## Requirements
Reproduce the listing exactly and skip over any pictures.

Begin Collected material

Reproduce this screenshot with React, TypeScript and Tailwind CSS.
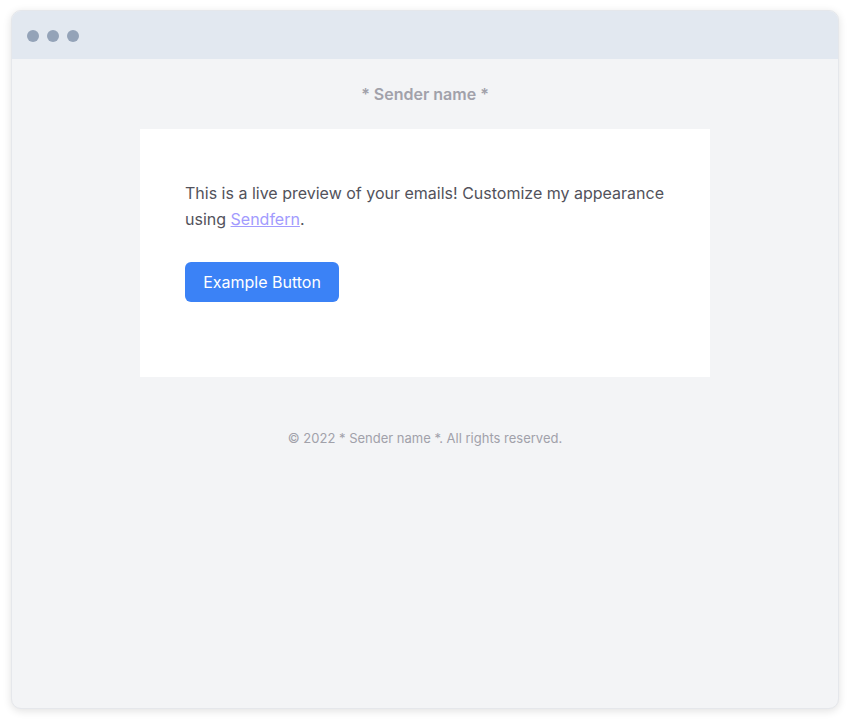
import React from 'react';

const App: React.FC = (): JSX.Element => {
  return (
    <div className="w-[854px] h-[727px] bg-white pl-[11px] pt-[10px] font-['Inter',sans-serif]">
      <div className="flex flex-col h-[699px] w-[828px] rounded-[10px] overflow-hidden border border-[#e5e7eb] bg-[#f3f4f6] shadow-[0_2px_8px_rgba(0,0,0,0.12)]">
        <div className="flex items-center gap-2 h-[48px] px-[15px] pt-[1px] bg-[#e2e8f0] shrink-0">
          <div className="h-3 w-3 rounded-full bg-[#94a3b8]" />
          <div className="h-3 w-3 rounded-full bg-[#94a3b8]" />
          <div className="h-3 w-3 rounded-full bg-[#94a3b8]" />
        </div>
        <div className="flex flex-col items-center">
          <div className="h-[70px] flex items-center text-[16px] font-semibold text-[#a1a1aa]">
            * Sender name *
          </div>
          <div className="w-[570px] bg-white pl-[45px] pr-[45px] pt-[51px] pb-[75px]">
            <p className="text-[16px] leading-[26px] text-[#52525b]">
              This is a live preview of your emails! Customize my appearance
              using{' '}
              <a className="text-[#a29bfe] underline cursor-pointer">Sendfern</a>.
            </p>
            <button className="mt-[30px] h-[40px] w-[154px] rounded-md bg-[#3b82f6] text-white text-[16px]">
              Example Button
            </button>
          </div>
          <div className="mt-[52px] text-[13px] leading-[18px] text-[#a1a1aa]">
            © 2022 * Sender name *. All rights reserved.
          </div>
        </div>
      </div>
    </div>
  );
};

export default App;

End Collected material

## Reply to the task
Reproduce this screenshot with React, TypeScript and Tailwind CSS.
import React from 'react';

const App: React.FC = (): JSX.Element => {
  return (
    <div className="w-[854px] h-[727px] bg-white pl-[11px] pt-[10px] font-['Inter',sans-serif]">
      <div className="flex flex-col h-[699px] w-[828px] rounded-[10px] overflow-hidden border border-[#e5e7eb] bg-[#f3f4f6] shadow-[0_2px_8px_rgba(0,0,0,0.12)]">
        <div className="flex items-center gap-2 h-[48px] px-[15px] pt-[1px] bg-[#e2e8f0] shrink-0">
          <div className="h-3 w-3 rounded-full bg-[#94a3b8]" />
          <div className="h-3 w-3 rounded-full bg-[#94a3b8]" />
          <div className="h-3 w-3 rounded-full bg-[#94a3b8]" />
        </div>
        <div className="flex flex-col items-center">
          <div className="h-[70px] flex items-center text-[16px] font-semibold text-[#a1a1aa]">
            * Sender name *
          </div>
          <div className="w-[570px] bg-white pl-[45px] pr-[45px] pt-[51px] pb-[75px]">
            <p className="text-[16px] leading-[26px] text-[#52525b]">
              This is a live preview of your emails! Customize my appearance
              using{' '}
              <a className="text-[#a29bfe] underline cursor-pointer">Sendfern</a>.
            </p>
            <button className="mt-[30px] h-[40px] w-[154px] rounded-md bg-[#3b82f6] text-white text-[16px]">
              Example Button
            </button>
          </div>
          <div className="mt-[52px] text-[13px] leading-[18px] text-[#a1a1aa]">
            © 2022 * Sender name *. All rights reserved.
          </div>
        </div>
      </div>
    </div>
  );
};

export default App;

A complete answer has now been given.